A terrific conversationalist never talks. They just smile and inspire others to talk.
The royal road to a person's heart is to talk about things he or she treasures most. This is a valuable technique in business.
The Law: Always make the other person feel important. Act selflessly
Having temperance and consideration builds positive relationships. A man convinced against his will, is of the same opinion still.
This approach will stop all arguments and inspire dialogue. Be diplomatic as it will help you gain your point. Don't stir them up.
It not only clears the air of guilt and defensiveness but helps solve the problems caused by the error.
A drop of honey catches more flies than a gallon of gall.
It is of great importance to get people moving in the affirmation direction soonest.
Mention your achievements only when asked. Let other boast and talk.
Letting people feel that an idea is theirs not only works in business and politics, but also in family life.
The single major point Dale Carnegie insist on making in his body of works is to try to see things from another's point of view.
Give sympathy to people and they will love you. If you want to win people to your way of thinking, put into practice sympathy.
People always look to the nobler example, cause, or appeal. Be forthright in your dealings and aspire to the higher cause, purpose, and principles.
Be exciting, emphasize, fluctuate your voice, be animated, be interesting, and draw attention to you and your ideas.
Appeal to people of spirit by stimulating their desire to excel. Create competition.
Its always easier to listen to unpleasant things after we have heard some praise of our good points.
Calling attention to one's mistakes indirectly works wonders with sensitive people who may resent any direct criticism bitterly.
Admitting mistakes, even when uncorrected, can aide in convincing another to adjust their behavior.
People accept orders more easily if they are part of the decision cycle that caused the order.
Even if we are 100% right and the other person is 100% wrong, we destroy ego, dignity, and pride by causing someone to lose face.
Abilities whither away under criticism and blossom under encouragement.
Excel in that difficult leadership role of influencing the behavior or attitudes of others
Without hope the drive to become something greater or achieve a goal is lost.
When people feel apart of the process and are included in counsel, they are more apt to do what you need them to do.

Commentary: I am going to offer some critical points in the following prose. This is not to detract from any of Carnegie's positive, time tested, and successful principles. 

Dale Carnegie makes comments all throughout his body-of-works about "changing" other people offering his principles, examples, and wisdom to this end. I have intentionally left out of the review references to "changing" other people. I replaced many of these thoughts with influencing people if I did not refer to those comments at all. I based this action on an old idiom that you can lead a horse to water but you cannot make him drink. The only person who can change a person is the person him or her self. No one controls anyone's buttons. Only the button holder is responsible for control of the buttons. If the button is pushed and someone is launched into orbit, they are wholly and solely accountable for their actions. 

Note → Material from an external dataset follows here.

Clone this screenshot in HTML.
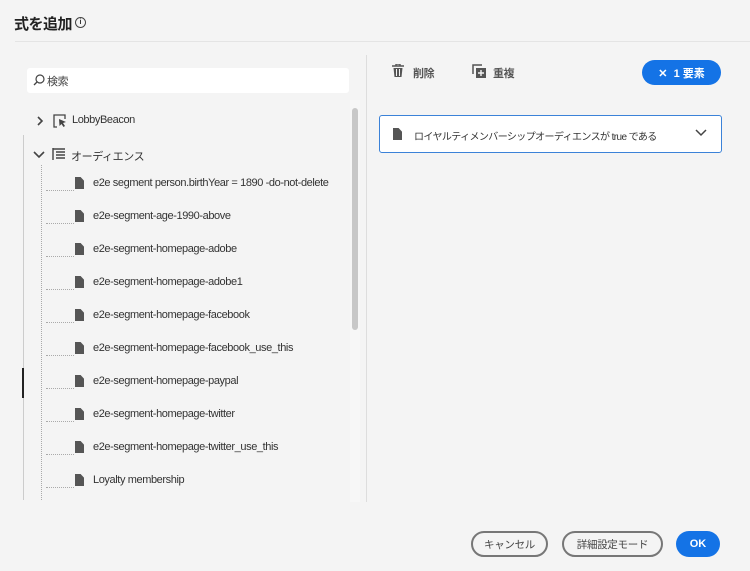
<!DOCTYPE html>
<html><head><meta charset="utf-8"><style>
*{margin:0;padding:0;box-sizing:border-box}
body{width:750px;height:571px;background:#f4f4f4;font-family:"Liberation Sans","Noto Sans CJK JP",sans-serif;color:#2c2c2c;position:relative;overflow:hidden}
.a{position:absolute}
.t{font-size:11px;color:#333;white-space:nowrap;letter-spacing:-0.4px}
.doc{width:9px;height:12px;background:#555;clip-path:polygon(0 0,62% 0,100% 30%,100% 100%,0 100%)}
.btn{position:absolute;height:26px;border:2px solid #777;border-radius:13px;font-size:10.5px;color:#444;display:flex;align-items:center;justify-content:center;letter-spacing:-0.3px}
.d{position:absolute;left:46px;width:28px;border-top:1px dotted #aaa}
</style></head><body>
<div class="a" style="left:14px;top:13px;font-size:15px;font-weight:bold;color:#222;letter-spacing:-0.5px">式を追加</div>
<div class="a" style="left:75px;top:17px;width:11px;height:11px;border:1.3px solid #444;border-radius:50%;font-size:7px;line-height:9px;text-align:center;font-weight:bold">i</div>
<div class="a" style="left:15px;top:41px;width:735px;height:1px;background:#e4e4e4"></div>
<div class="a" style="left:27px;top:68px;width:322px;height:25px;background:#fff;border-radius:3px"></div>
<svg class="a" style="left:33px;top:74px" width="12" height="12"><circle cx="7" cy="5" r="4" fill="none" stroke="#444" stroke-width="1.2"/><line x1="4" y1="8" x2="1" y2="11" stroke="#444" stroke-width="1.3"/></svg>
<div class="a t" style="left:47px;top:73px;color:#444">検索</div>
<div class="a" style="left:350px;top:100px;width:10px;height:402px;background:#f7f7f7"></div>
<div class="a" style="left:352px;top:108px;width:6px;height:222px;background:#c8c8c8;border-radius:3px"></div>
<div class="a" style="left:366px;top:55px;width:1px;height:447px;background:#ddd"></div>
<div class="a" style="left:23px;top:135px;width:1px;height:365px;background:#ccc"></div>
<div class="a" style="left:22px;top:368px;width:2px;height:30px;background:#222"></div>
<div class="a" style="left:41px;top:165px;width:0;height:335px;border-left:1px dotted #aaa"></div>
<svg class="a" style="left:35px;top:115px" width="10" height="12"><path d="M3 2l4 4-4 4" fill="none" stroke="#444" stroke-width="1.6"/></svg>
<svg class="a" style="left:52px;top:113px" width="16" height="16"><path d="M5 14H2V2h11v4" fill="none" stroke="#444" stroke-width="1.3"/><path d="M7 6l7 3-3 1 2 3-1.5 1-2-3-2 2z" fill="#444"/></svg>
<div class="a t" style="left:72px;top:114px">LobbyBeacon</div>
<svg class="a" style="left:33px;top:149px" width="12" height="10"><path d="M1 3l5 5 5-5" fill="none" stroke="#444" stroke-width="1.6"/></svg>
<svg class="a" style="left:52px;top:147px" width="14" height="14"><path d="M1 1v12M1 2h12M4 5h9M4 8h9M4 11h9" stroke="#444" stroke-width="1.4" fill="none"/></svg>
<div class="a t" style="left:71px;top:148px">オーディエンス</div>
<div class="d" style="top:190px"></div><div class="a doc" style="left:75px;top:177px"></div><div class="a t" style="left:93px;top:177px">e2e segment person.birthYear = 1890 -do-not-delete</div>
<div class="d" style="top:223px"></div><div class="a doc" style="left:75px;top:210px"></div><div class="a t" style="left:93px;top:210px">e2e-segment-age-1990-above</div>
<div class="d" style="top:256px"></div><div class="a doc" style="left:75px;top:243px"></div><div class="a t" style="left:93px;top:243px">e2e-segment-homepage-adobe</div>
<div class="d" style="top:289px"></div><div class="a doc" style="left:75px;top:276px"></div><div class="a t" style="left:93px;top:276px">e2e-segment-homepage-adobe1</div>
<div class="d" style="top:322px"></div><div class="a doc" style="left:75px;top:309px"></div><div class="a t" style="left:93px;top:309px">e2e-segment-homepage-facebook</div>
<div class="d" style="top:355px"></div><div class="a doc" style="left:75px;top:342px"></div><div class="a t" style="left:93px;top:342px">e2e-segment-homepage-facebook_use_this</div>
<div class="d" style="top:388px"></div><div class="a doc" style="left:75px;top:375px"></div><div class="a t" style="left:93px;top:375px">e2e-segment-homepage-paypal</div>
<div class="d" style="top:421px"></div><div class="a doc" style="left:75px;top:408px"></div><div class="a t" style="left:93px;top:408px">e2e-segment-homepage-twitter</div>
<div class="d" style="top:454px"></div><div class="a doc" style="left:75px;top:441px"></div><div class="a t" style="left:93px;top:441px">e2e-segment-homepage-twitter_use_this</div>
<div class="d" style="top:487px"></div><div class="a doc" style="left:75px;top:474px"></div><div class="a t" style="left:93px;top:474px">Loyalty membership</div>
<svg class="a" style="left:392px;top:64px" width="12" height="13"><path d="M0 2h12M4 2V0h4v2" stroke="#555" stroke-width="1.4" fill="none"/><path d="M1.5 4h9l-1 9h-7z" fill="#555"/><path d="M4.5 5v7M7.5 5v7" stroke="#f4f4f4" stroke-width="1"/></svg>
<div class="a t" style="left:413px;top:65px;font-weight:bold;color:#555">削除</div>
<svg class="a" style="left:472px;top:64px" width="14" height="14"><path d="M1 10V1h9" fill="none" stroke="#555" stroke-width="1.5"/><rect x="4" y="4" width="10" height="10" fill="#555"/><path d="M9 6v6M6 9h6" stroke="#f4f4f4" stroke-width="1.4"/></svg>
<div class="a t" style="left:493px;top:65px;font-weight:bold;color:#555">重複</div>
<div class="a" style="left:642px;top:60px;width:79px;height:25px;border-radius:13px;background:#1473e6;color:#fff;font-size:11px;font-weight:bold;display:flex;align-items:center;justify-content:center">✕&nbsp; 1 要素</div>
<div class="a" style="left:379px;top:115px;width:343px;height:38px;background:#fff;border:1px solid #3b82d8;border-radius:3px"></div>
<div class="a doc" style="left:393px;top:128px"></div>
<div class="a" style="left:414px;top:128px;font-size:10px;letter-spacing:-0.6px;color:#333;white-space:nowrap">ロイヤルティメンバーシップオーディエンスが true である</div>
<svg class="a" style="left:695px;top:129px" width="12" height="8"><path d="M1 1l5 5 5-5" fill="none" stroke="#444" stroke-width="1.5"/></svg>
<div class="btn" style="left:471px;top:531px;width:77px">キャンセル</div>
<div class="btn" style="left:562px;top:531px;width:101px">詳細設定モード</div>
<div class="a" style="left:676px;top:531px;width:44px;height:26px;border-radius:13px;background:#1473e6;color:#fff;font-size:11px;font-weight:bold;display:flex;align-items:center;justify-content:center">OK</div>
</body></html>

That said, Carnegie remarked that the most important take away from his body-of-works is to see things from another persons point of view. This requires you to listen, be silent, and think through their views. The other important take away is to be sincere and heart felt. If there is a change, the change is in you and no one else. Although you may observe people's responses towards your change.

On another point, over the course of my professional life I have observed just as many people embrace Dale Carnegie as those who rejected it. Those who rejected Dale Carnegie almost unanimously did so because of the phoniness that salesmen from the Carnegie Institute brought to the candidate meeting. I know this to be true in my meeting. The Carnegie salesmen with all his flamboyance and excessive exuberance, howled how Dale Carnegie changed his life and he now deals with people differently. His delivery impressed me as being phony. Aside from my experience with that salesmen, those who embrace Dale Carnegie tended to see past the phoniness. I did. One of the challenges that people have when implementing these principles is sometimes excessive zeal and enthusiasm which can and will lead to a sense of phoniness or less than genuine presence. The goal is to be sincere and honest. Therefore, be relaxed and be yourself with some adjustments and awareness of your presence such as smiling, nodding in confirmation, eye contact, etc... When dramatizing do not be a Shakespearian thespian. Just be an excited you, who is animated and lively. While learning you may over-dramatize in order to find your comfort zone. 

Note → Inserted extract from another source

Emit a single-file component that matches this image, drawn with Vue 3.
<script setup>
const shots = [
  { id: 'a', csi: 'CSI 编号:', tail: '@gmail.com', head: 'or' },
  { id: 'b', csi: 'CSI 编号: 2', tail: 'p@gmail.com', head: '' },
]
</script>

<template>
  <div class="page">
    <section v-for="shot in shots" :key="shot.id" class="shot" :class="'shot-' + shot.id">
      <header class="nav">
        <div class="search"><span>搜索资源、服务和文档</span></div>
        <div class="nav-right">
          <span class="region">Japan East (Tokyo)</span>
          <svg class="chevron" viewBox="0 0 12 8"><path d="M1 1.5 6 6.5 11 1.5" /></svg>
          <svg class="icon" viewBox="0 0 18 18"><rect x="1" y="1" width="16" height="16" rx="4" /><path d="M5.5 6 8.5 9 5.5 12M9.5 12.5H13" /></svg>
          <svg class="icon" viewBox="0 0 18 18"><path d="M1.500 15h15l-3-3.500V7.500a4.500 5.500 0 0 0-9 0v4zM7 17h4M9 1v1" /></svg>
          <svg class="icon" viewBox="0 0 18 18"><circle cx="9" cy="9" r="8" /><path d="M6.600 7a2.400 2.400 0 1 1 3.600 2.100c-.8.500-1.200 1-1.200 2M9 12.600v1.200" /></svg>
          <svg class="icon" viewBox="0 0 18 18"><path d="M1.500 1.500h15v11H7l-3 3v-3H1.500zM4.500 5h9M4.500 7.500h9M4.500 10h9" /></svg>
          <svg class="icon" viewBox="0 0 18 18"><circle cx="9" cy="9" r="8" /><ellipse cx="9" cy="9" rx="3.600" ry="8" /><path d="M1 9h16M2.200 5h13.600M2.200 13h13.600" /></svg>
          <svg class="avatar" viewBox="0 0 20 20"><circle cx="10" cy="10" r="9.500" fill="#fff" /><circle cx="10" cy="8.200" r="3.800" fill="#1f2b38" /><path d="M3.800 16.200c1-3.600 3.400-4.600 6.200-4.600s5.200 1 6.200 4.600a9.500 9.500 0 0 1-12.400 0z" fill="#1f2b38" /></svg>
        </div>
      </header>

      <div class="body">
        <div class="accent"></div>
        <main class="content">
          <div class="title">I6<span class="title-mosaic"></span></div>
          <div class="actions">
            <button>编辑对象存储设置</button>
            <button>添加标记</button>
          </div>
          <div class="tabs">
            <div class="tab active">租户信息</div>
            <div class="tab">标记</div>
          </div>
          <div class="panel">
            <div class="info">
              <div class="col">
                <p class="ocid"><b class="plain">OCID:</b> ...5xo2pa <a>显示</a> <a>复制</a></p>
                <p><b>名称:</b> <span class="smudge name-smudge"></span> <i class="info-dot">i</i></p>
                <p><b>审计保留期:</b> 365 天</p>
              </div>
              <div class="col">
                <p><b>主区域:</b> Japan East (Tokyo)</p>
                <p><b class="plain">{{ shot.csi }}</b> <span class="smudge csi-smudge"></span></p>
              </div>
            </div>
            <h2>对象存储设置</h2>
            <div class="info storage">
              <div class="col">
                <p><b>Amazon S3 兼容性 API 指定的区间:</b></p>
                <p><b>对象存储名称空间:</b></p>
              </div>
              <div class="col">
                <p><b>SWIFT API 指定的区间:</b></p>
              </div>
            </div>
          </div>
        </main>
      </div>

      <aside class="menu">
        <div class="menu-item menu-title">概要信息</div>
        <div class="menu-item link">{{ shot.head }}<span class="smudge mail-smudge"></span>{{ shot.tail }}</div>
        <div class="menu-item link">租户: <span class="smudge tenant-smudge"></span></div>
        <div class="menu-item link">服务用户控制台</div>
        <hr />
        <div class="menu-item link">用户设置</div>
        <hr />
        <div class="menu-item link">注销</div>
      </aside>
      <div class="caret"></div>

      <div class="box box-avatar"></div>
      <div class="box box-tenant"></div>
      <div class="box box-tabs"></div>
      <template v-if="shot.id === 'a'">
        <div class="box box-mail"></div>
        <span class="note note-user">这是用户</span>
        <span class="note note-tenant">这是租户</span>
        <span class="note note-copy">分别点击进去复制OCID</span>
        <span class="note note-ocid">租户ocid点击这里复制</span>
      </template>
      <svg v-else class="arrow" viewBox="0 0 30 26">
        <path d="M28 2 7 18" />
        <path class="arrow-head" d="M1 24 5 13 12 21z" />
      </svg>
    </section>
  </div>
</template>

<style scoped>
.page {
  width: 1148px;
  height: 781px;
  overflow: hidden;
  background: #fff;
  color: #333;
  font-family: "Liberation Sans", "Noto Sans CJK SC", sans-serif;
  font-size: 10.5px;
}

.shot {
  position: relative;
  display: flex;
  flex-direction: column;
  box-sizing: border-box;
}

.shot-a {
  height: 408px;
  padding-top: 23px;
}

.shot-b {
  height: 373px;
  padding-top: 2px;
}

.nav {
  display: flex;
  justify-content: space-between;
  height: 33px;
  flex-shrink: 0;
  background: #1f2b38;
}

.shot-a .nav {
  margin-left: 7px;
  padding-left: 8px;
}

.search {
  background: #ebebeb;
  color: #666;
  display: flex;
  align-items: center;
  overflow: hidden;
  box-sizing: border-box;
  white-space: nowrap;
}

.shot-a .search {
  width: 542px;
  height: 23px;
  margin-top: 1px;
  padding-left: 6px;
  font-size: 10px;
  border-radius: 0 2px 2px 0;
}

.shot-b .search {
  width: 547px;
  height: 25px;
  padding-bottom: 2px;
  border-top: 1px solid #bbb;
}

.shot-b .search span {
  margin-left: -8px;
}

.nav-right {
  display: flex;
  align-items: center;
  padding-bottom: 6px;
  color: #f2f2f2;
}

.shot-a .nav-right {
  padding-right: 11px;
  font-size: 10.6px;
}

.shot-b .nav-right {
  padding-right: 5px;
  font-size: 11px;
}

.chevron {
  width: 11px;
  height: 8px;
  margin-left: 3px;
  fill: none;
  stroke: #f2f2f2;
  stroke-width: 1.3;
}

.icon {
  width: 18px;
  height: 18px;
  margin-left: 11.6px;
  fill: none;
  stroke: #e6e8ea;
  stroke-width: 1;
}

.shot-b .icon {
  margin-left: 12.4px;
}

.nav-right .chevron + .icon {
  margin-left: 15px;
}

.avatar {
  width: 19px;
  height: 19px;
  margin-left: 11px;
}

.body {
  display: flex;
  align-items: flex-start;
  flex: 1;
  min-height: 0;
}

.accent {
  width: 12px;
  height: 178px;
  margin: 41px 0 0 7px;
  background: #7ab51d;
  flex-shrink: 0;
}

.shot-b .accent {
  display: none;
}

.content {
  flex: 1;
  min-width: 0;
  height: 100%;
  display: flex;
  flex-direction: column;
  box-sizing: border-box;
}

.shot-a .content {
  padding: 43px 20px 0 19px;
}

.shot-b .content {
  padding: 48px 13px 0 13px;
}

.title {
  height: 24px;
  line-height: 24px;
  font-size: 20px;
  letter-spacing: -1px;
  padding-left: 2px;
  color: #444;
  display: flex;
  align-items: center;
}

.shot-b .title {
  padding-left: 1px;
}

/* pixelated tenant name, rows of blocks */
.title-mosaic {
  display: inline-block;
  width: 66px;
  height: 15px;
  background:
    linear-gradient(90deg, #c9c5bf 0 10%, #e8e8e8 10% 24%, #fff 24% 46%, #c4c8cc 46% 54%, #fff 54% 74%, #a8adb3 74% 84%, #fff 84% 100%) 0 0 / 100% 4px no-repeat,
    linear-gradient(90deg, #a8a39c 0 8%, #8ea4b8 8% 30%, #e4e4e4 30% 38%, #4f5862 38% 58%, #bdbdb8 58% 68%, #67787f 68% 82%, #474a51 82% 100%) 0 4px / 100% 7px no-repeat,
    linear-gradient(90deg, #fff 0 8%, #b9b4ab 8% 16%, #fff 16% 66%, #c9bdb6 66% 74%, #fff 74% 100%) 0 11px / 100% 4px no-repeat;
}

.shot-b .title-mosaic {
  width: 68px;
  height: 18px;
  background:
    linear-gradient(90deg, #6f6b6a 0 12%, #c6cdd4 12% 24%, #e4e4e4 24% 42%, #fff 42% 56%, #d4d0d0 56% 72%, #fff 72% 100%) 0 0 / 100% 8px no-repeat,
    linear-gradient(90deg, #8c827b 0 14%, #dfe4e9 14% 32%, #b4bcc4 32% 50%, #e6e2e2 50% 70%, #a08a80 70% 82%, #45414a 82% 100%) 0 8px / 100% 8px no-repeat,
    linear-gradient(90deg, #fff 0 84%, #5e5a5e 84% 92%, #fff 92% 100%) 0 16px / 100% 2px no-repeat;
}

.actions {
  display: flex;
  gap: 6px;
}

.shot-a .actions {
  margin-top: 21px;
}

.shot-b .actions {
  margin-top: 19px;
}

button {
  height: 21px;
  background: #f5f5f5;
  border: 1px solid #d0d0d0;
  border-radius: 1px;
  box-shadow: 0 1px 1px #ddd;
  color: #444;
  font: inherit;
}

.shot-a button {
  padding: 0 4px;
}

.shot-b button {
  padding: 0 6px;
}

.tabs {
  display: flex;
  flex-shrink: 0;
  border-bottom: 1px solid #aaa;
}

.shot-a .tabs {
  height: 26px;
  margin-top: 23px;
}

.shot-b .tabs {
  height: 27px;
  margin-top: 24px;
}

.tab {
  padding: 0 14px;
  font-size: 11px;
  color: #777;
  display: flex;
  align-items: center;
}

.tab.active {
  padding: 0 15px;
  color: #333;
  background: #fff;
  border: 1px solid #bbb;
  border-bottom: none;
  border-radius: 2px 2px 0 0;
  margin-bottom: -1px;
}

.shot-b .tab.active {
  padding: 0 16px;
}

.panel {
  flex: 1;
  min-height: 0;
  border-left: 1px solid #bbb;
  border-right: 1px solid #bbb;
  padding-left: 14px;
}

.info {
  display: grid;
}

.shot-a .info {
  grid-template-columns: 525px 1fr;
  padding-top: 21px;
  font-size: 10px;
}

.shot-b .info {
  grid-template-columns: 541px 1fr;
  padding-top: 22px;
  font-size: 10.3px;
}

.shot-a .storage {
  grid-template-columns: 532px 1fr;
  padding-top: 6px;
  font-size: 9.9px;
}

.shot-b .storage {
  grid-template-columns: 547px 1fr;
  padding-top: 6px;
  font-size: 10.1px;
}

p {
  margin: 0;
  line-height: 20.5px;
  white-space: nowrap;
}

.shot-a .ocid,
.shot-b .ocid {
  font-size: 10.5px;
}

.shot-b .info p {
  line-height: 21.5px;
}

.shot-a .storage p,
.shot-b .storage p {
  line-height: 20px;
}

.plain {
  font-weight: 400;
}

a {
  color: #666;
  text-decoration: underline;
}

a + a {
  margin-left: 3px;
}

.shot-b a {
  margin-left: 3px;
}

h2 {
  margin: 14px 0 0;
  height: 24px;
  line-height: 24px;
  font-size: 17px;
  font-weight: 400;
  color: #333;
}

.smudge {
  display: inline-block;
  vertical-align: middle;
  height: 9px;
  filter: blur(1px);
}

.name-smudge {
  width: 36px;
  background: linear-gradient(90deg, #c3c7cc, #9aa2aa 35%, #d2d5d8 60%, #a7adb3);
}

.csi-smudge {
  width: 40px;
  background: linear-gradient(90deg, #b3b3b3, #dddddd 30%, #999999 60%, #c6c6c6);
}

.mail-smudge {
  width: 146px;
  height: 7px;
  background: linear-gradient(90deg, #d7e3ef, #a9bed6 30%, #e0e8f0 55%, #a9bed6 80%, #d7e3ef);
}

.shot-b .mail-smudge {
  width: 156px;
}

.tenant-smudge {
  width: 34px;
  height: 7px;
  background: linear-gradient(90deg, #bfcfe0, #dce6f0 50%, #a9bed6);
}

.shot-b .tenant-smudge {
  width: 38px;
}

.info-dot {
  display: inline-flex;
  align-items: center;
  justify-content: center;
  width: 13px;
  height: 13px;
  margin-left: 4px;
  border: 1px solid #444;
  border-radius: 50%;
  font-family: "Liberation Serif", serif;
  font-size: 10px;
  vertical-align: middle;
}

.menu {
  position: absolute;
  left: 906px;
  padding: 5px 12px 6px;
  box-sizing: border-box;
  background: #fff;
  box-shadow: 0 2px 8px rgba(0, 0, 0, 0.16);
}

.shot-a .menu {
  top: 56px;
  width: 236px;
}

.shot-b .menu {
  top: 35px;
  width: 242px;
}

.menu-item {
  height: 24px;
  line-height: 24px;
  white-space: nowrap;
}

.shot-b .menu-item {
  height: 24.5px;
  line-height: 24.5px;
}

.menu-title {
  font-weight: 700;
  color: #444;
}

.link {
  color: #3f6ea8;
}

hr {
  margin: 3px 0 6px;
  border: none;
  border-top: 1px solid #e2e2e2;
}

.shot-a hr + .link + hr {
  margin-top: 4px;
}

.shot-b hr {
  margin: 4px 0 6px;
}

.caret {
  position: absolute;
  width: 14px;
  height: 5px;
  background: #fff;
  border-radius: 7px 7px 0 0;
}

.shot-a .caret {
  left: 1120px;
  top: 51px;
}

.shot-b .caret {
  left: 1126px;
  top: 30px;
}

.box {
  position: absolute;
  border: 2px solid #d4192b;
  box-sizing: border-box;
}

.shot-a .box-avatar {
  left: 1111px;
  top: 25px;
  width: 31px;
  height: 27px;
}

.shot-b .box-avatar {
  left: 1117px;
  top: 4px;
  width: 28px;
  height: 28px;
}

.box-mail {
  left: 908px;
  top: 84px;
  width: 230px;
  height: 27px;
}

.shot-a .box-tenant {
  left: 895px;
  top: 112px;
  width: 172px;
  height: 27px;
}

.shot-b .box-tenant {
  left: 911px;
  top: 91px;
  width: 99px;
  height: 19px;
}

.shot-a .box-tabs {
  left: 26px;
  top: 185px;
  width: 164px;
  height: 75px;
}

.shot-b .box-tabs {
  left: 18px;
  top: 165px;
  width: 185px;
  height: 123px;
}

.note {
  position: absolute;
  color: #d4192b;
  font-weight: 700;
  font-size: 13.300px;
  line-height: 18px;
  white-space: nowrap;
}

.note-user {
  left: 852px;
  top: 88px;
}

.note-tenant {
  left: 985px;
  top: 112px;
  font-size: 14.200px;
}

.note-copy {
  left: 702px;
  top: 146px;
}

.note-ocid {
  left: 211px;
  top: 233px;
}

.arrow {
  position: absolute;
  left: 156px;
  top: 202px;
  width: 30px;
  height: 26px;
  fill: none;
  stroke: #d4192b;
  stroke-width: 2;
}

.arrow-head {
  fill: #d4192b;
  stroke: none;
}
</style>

On a last point, I would like to direct readers to another posting, Tattoo on Your Soul, in which General Krulak discusses integrity, accountability, and responsibility. He remarks that it is all about people and if do not buy into that then you are not be a leader.

This concludes the review of the Dale Carnegie foundational principles. I encourage you take these principles to heart and practice them in all your dealings.

References:

Carnegie, D. (1981). How to win friends and influence people. New York: Pocket Books.

1 comment:

  1. Thank you for posting this review, I am a professor of undergraduate business students whom will be asked to also review your site and others like it.